The good thing is...I don't feel that bad about it. This has not been an easy year. Honestly, it's probably been the worst ever, in many regards. But, I  have been coping. Sometimes, barely. Sometimes, way better. I know there are crowds of folks struggling to keep their sanity in these troubled times. I mean, have you seen those Glen Beck-tards? I applaud myself for not tumbling into the depths of his depravity. 

Mostly, I thank my amazing wife. She has been there, in every way, every day. Partially, I thank Trader Joes...and its Simpler Times Lager, for bolstering my coping skills. $2.99 a six-pack. Not the kind of six-pack I really want, though. So....

As of October 1...I am dusting off my Brooks Beasts...and my Vibram 5 Fingers...Garmin 305,  podcast-loaded iPod, and am hitting the Bay Area running paths again.  I am sitting by my mailbox, waiting for the delivery of my brand new BLACK Big G (Goon Squad Running Club) running singlet. I regret letting them down this year. Last year they gave me the first-ever Craziest Goon Award...because of my marathon exploits. Not so much, in 20-10.  My goal is to be back in marathon/half marathon shape by the new year. 

Other than that...life, in general, is getting much smaller for me and mine. After years of lofty dreams of travel and conquest, I am playing my cards much closer to my chest these days. I will surely miss the days of wine-enhanced travel planning...like when I went to Scotland to run the Loch Ness Marathon...or Budapest, to acquire my one-and-only marathon DNF. We've cut those options up...and run them through the shredder...and handed the baton off to the dudes in the suits.

I am pouring more effort into my fledgling bike repair concern...based in my garage and on Facebook. I am looking for more freelance writing opportunities. We are taking over a community gardening plot...to grow our own veggies. For some reason, my wife wants flowers in it, too. Perhaps, I understand...more than I'm willing to admit. 

Monday 30 August 2010

A QUESTION OF CAPACITY

I decided a couple of weeks ago to ease off on myself a bit, running-wise. Even though I have not run a lot this year, I've felt as though I should have. Since backing away from that, I've been lighter.

Since my first marathon in 2003, until earlier this year, I lived for each of the 30 marathons I've finished...and even, for a part of that time, for Budapest, the one that I didn't.

Training, running, and traveling, was pretty much what I thought about when I didn't have something that HAD to be thought about.

Since losing my job in March, I've had THAT to deal with. I have been blessed with lots of part time work in radio, freelance writing opportunities, the occasional bike tune-up, and, most recently, the chance to get in with a new service that runs errands for people. Essentially, I have four jobs right now, but am still under-employed. I can not imagine having a marathon to train for right now. I'm also glad to not have to keep my flame alive for other runners who, for some reason, looked to me for inspiration or motivation. I'm not up to any of those things right now.
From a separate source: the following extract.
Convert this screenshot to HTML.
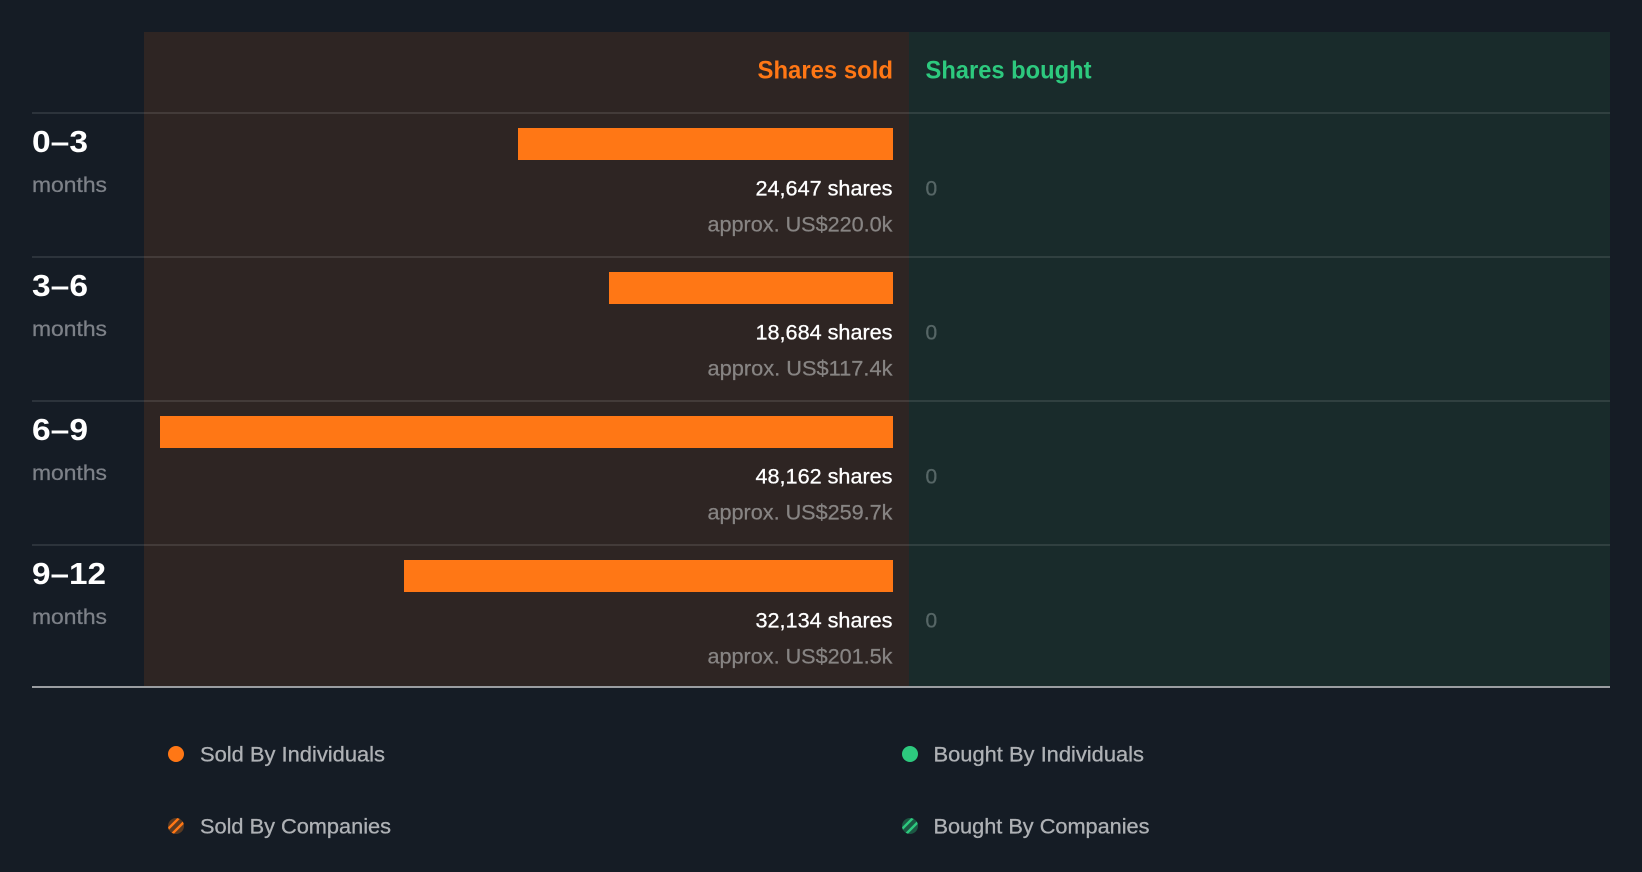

I made a good choice to cool my heels.

Having said that, I am feeling the urge to run again, for fun. Last week I pulled out my Vibram Five Fingers and did three miles in them. It was the first time I'd been in them since January, when I tried to go too far and fractured a little bone in the top of my right foot. That sidelined me for a couple of months. Last week's "barefoot" run felt great. I had to again get used to the people who stare at them, while trying not to stare. People are...often...funny.

I have not picked my first half marathon to train for. I will. But, as I mentioned last posting, I have picked my own 60th birthday present to myself in 2012; my trip to the UK for my second go at the 900+ mile End to End bicycle ride. The latest edition of the trip planner came a couple of days ago and I have been engrossed within.


I am beginning to feel the giddy excitement I experienced while planning my first attempt, in 2003.

I am already anticipating English breakfasts, with bangers, bacon, mushrooms and baked beans, and slice-after-slice of English toast and butter...bacon butty sarnies on the road, Crunchie candy bars for a quick sugar jolt, Marmite crisps for salt replenishment, REAL fish and chips, REAL Indian fare, and a damn fine British rainstorm...watched from around a cozy, coal-fueled fire.

I will need to meet up with my uncle and my cousin, in Oxfordshire and Kent, for snooker games, Sunday dinners and too much red wine, and stories about our mothers, all passed.

There is only so much I can cope with these days.

For now, this is it.


Tuesday 24 August 2010

20 DOWN

A year and a half's worth of training began yesterday...with my bike ride from San Francisco's Ferry Building to the Ferry Terminal in Larkspur.

In case you missed it I recently decided that, for my 60th birthday in March of 2012, I am going to return to the UK to finish the 900 mile ride I bagged on in 2003 because both hands went numb. Much like the Budapest Marathon that I DNFed, the ride from Land's End in England to John O'Groats in Scotland that I didn't complete has been a proverbial thorn in my side for years.

Despite the fact that yesterday was predicted to be the hottest day of the year in the San Francisco Bay Area, I headed out, late for me, at 11AM, with a bottle full of orange-cream flavoured Cytomax, a couple of energy gels, my camera and my Blackberry. The actual finish line for the day would be the Marin Brewing Company, across the street from the ferry terminal, where I would meet up with my friend, Paul, for lunch.

I am often guilty of taking this place for granted. It's one of the best places on the planet for running, riding, food...and beer. It only took moments of being on the road again to get into the spirit of the whole adventure. I also realized, more quickly than I would have hoped, that I have not done much climbing on the bike in a while. I have lots of hill work to do. I remember one day during my 2003 trip when I only managed 20 miles in TEN HOURS, because of the climbs along the English coast.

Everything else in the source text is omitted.